Always a valid concern :)

I've experienced the need first-hand as well as talked to people who experienced it. The most prominent group of users are development tools, because that world has already embraced this architecture -- software like VS Code and Jupyter already takes the same approach, we just generalized it. One way of looking at it is that our bet is that applications other than dev tools will embrace this architecture too.

The example is only partly contrived; I began my career doing fraud analysis on ad market data and would run jobs overnight that computed an embedding layout, I wished for a way to recompute the embeddings on-the-fly as I filtered the data.

wizwit999 · on Feb 28, 2022

Ah, the analogy to VSCode and Jupyter actually helps me understand it.

kamikazeturtles · on Feb 28, 2022

What are your thoughts on using Drifting in Space as a code executor/dev environment in the browser?

paulgb · on Feb 28, 2022

That's definitely a use case we're interested in. For example, here's a demo of spinning up a VS Code instance just by hitting an API endpoint: https://www.youtube.com/watch?v=ON-mHFxd04U

kamikazeturtles · on March 1, 2022

Super interesting!

Have you guys tested Drifting in Space with executing users code and opening ports? (like replit)

paulgb · on March 1, 2022

Currently we only expose one port per host, and it needs to speak HTTP. I do have a use-case in mind that requires exposing arbitrary TCP/UDP ports, as long as they're specified at “spawn time”, which might not quite get at the functionality replit has if it allows you to map ports dynamically while a service is running.

So I guess the answer is “probably not in the near future, but maybe eventually” :)

boxed · on Feb 28, 2022

How does this compare to Phoenix liveview?
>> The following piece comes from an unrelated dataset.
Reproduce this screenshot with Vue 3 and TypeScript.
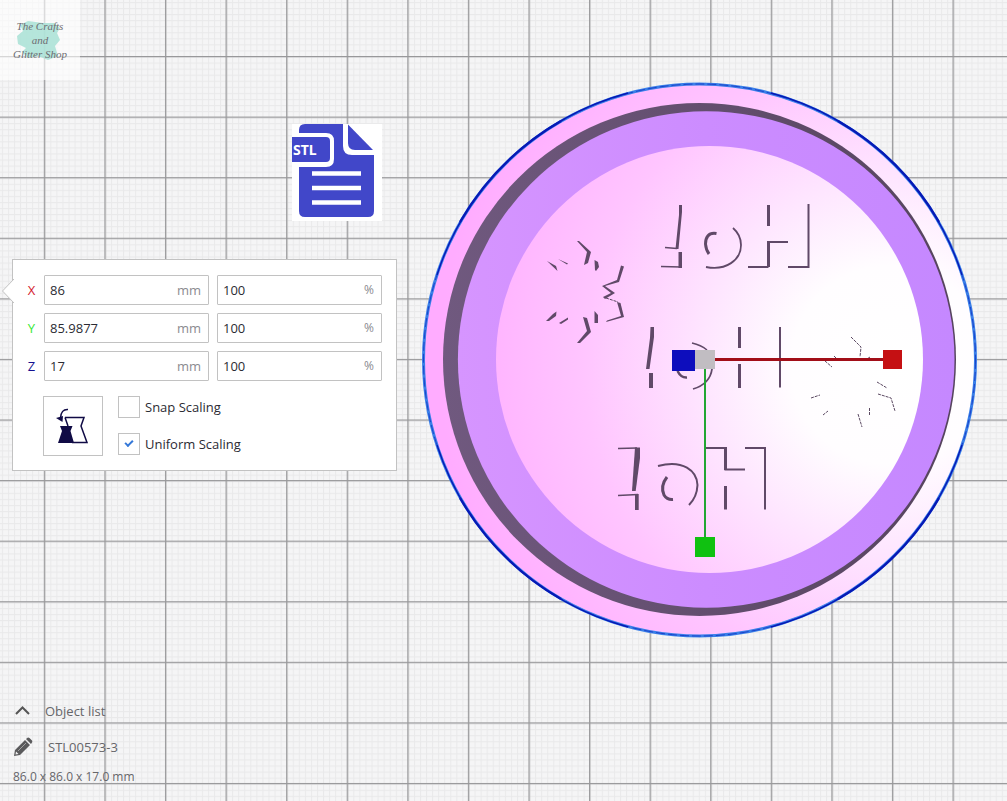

As I understood it that also does something like this?

paulgb · on Feb 28, 2022

LiveView is pretty neat. The last time I used Erlang was before Phoenix and Elixir came on the scene so I can't talk from personal experience, but my understanding is that LiveView is a good easy way to add state synchronization to an app but using it for anything high-CPU/memory becomes limiting. If you've tried it, I'm curious to know if that matches your experience, because I confess it's not something I've tried directly.

cultofmetatron · on Feb 28, 2022

if you're using phoenix for anything high cpu, you can easily calll out to python or write a native function using rust. That said, there's also the nx library that lets you do a lot of complex numerical processing within elixir (it calls out to googles linear algebra libraries under the hood"

crabmusket · on March 1, 2022

Rewriting it in Rust doesn't magically make it use no CPU! CPU usage becomes an architectural concern at a certain point, not a language concern. Even the fastest languages can't make e.g. a game server scale the way a CRUD app does.

cultofmetatron · on March 1, 2022

> Rewriting it in Rust doesn't magically make it use no CPU!

obviously, but it does'r mean certain HEAVY algorithms wont benefit from judicious use of mutability and getting closer to the metal. you can't always fan out your computation and sometimes you need to get the result out to the user fast. even if you dont NEED to, the user appreciates an experience that feels snappy.

> CPU usage becomes an architectural concern at a certain point,

depends what you're trying to do and the value of getting it done fast. Otherwise we'd never use lower level languges. python calls out to c for certain things for a reason.

> Even the fastest languages can't make e.g. a game server scale the way a CRUD app does.

true a slow language isn't going to be much worse than fast language for io, but a high performance system might be able to update that game state faster and passit back to the controller in a slow language that can take care of sending teh data out.

> CPU usage becomes an architectural concern at a certain point, not a language concern

thats a blunt assertion. I can think of plenty of use cases where its just as much a language concern. There's a reason dropbox and figma wrote performance critical parts of their system in rust.

for reference: I built my entire startup in elixir and have managed to get by using just elixir, judicious use of architecture and writing really tight sql queries. Yes, there are certain performance bottlenecks that can be addressed with architecture but to say that applies to all cases is foolish.

Luckily, our roadmap won't need any of these high cpu demands for ahwile. at some point, we want to use some sort of machine learning. There is just no way you're going to scale up large scale matrix operations over large data sets in pure elixir. elixir is copy om wrote and evaluate by value. Great ergonomics for day to day work but they have an overhead that is unacceptable under certain contexts. One being matrix operations. Luckily we have Nx which calls out to low level c code. Otheriwse we'd be using rust or python calling out to tensor-flow on a separate microservice.

crabmusket · on March 1, 2022

Right, but what would happen if you started to saturate your servers' CPU processing spending all your time in highly-optimised Nx routines? You'd start looking to solutions like the OP in order to scale that CPU-bound work.

I think we might be arguing past each other in more-or-less-agreement so I might bow out at this point.

boxed · on March 1, 2022

Why does it become limiting? From what I understand you can send a message to some other a end to do the heavy processing?

jesprenj · on March 1, 2022

Did they really just reinvent CGI and sell it as SaaSS?

paulgb · on March 1, 2022

Ah, the letters CGI bring back fun memories. But no, this has very little to do with CGI.